Act 4, Scene 1 (later Act 3, Scene 2). Inside the castle, Antoni, now disguised as a monk begging charity, vows revenge on the Baron for renouncing him years before. Brought in by guards, Raymond envisages his own doom, while the Baron exultantly announces that he will take Agnes to the chapel within the hour. However, Antoni reveals himself as the Baron's recent assailant in the forest and the one-time assistant of Inigo. He recalls how he carried off the Baron's lady-love, Ravella, who was thereupon struck dumb. The Baron silences him by offering a thousand ducats for Antoni to shoot dead the man who now stands in the Baron's way. The Baron will place the gold by a statue in the chapel, and Antoni will shoot the man leaving the castle with a lady on his arm.

Act 4, Scene 2 (later Act 3, Scene 3). In a chamber of the castle, Agnes expresses anew her love for Raymond. Suddenly she sinks onto a couch. The figure of the Nun is seen to bend over and bless her, after which a chorus of Spectre Nuns kneels at an illuminated altar at which Raymond and Agnes are being united. As the vision fades, Agnes rises from the couch. Madelina enters with Raymond and Theodore to advise that, in a fit of generosity, the Baron has declared that the four of them can leave the castle. They vow to depart for Madrid without delay.

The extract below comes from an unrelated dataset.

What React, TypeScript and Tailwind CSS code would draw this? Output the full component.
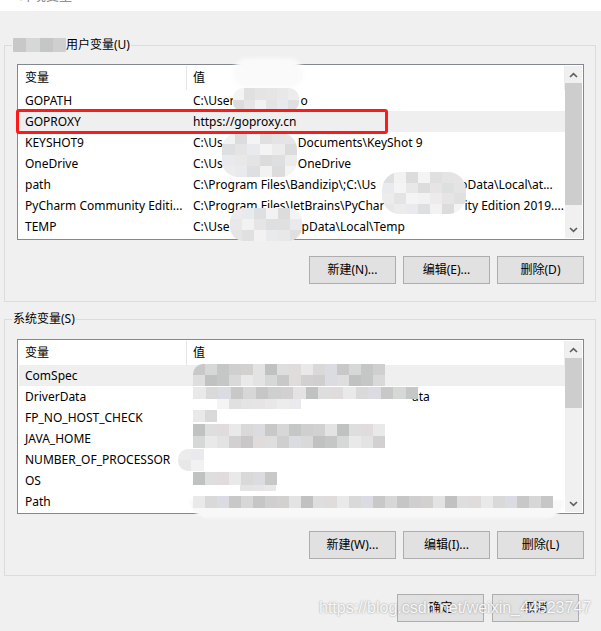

Act 4, Scene 3 (later Act 3, Scene 4). At nightfall in a wing of the castle, just outside the chapel, the Baron leaves the gold for Antoni. However, at that point Ravella enters and is grabbed by the arm by the Baron. Obeying his instruction to shoot a man with a lady on his arm, Antoni fires and hits the Baron. All rush in, and Ravella, recovering her speech, reveals herself as Raymond's long-lost mother. As the Baron dies, begging forgiveness, Raymond and Agnes express their joy.

==Recording==
A recording, with Richard Bonynge conducting the Royal Ballet Sinfonia and Restrospect Opera Chorus, was released by Retrospect Opera in 2018. The cast includes Majella Cullagh as Agnes, Mark Milhofer as Raymond, Andrew Greenan as the Baron, Carolyn Dobbin as Madelina, Alessandro Fisher as Theodore and Quentin Hayes as Antoni.